Derry Moore first came to India in 1976, visiting Bombay (now Mumbai) and Hyderabad with the idea of photographing a country that was fast developing but still showed remnants of its past. In an exhibition titled Evening Ragas, 60 photographs taken by Moore over his several visits to India in the past three decades will be showcased in Bangalore.
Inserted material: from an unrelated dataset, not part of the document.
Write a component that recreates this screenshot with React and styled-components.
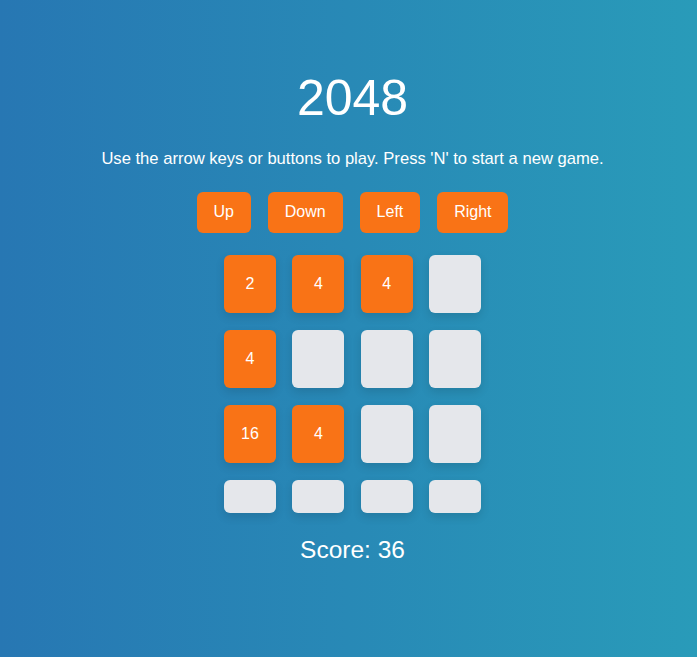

“In the event what fascinated me was not simply the places themselves but also the hybrid quality of many of the lesser buildings that had been constructed since the first arrival of the British in India. A cultural osmosis was clearly discernible, that of British and European architecture on Indian buildings, and that of India and its climate, as well as its styles, on the British,” Moore, 75, writes in his artist’s note. His visits to India still continue, making the project an ongoing process.

Photo: Derry Moore
Moore, the 12th Earl of Drogheda, Ireland, is known for photographing the interiors and portraits of European aristocracy. Thirty-seven of his portraits are in the collection of London’s National Portrait Gallery.
The photographs at the exhibition are a combination of portraits, interiors and landscape that document a pre-modernized India.
“To take most of these photographs today would be impossible, so much of India having changed beyond recognition over the past 22 years,” Moore writes in his artist’s note, adding that not only have the buildings been replaced by tower blocks but also that people have lost individuality in their looks.
“I have never seen him work personally, but I do know that he continues to work with film format,” says Poddar, accepting that though the idea of nostalgia is common, these images, he says, have the patina of age. Moore in his works has attempted to record his personal experiences journeying through Lucknow’s aristocracy; Mumbai’s tolerant Parsi community; Rajasthan, which seemed to him unaffected by the modernity that the rest of the country was latching on to in the 1970s; and Madras (now Chennai), which was already becoming an industrial centre.
Evening Ragas will be on from 10am-6pm from 14 October-29 November (Sundays closed) at the Tasveer gallery at Sua House, 26/1 Kasturba Cross Road, Bangalore (40535217).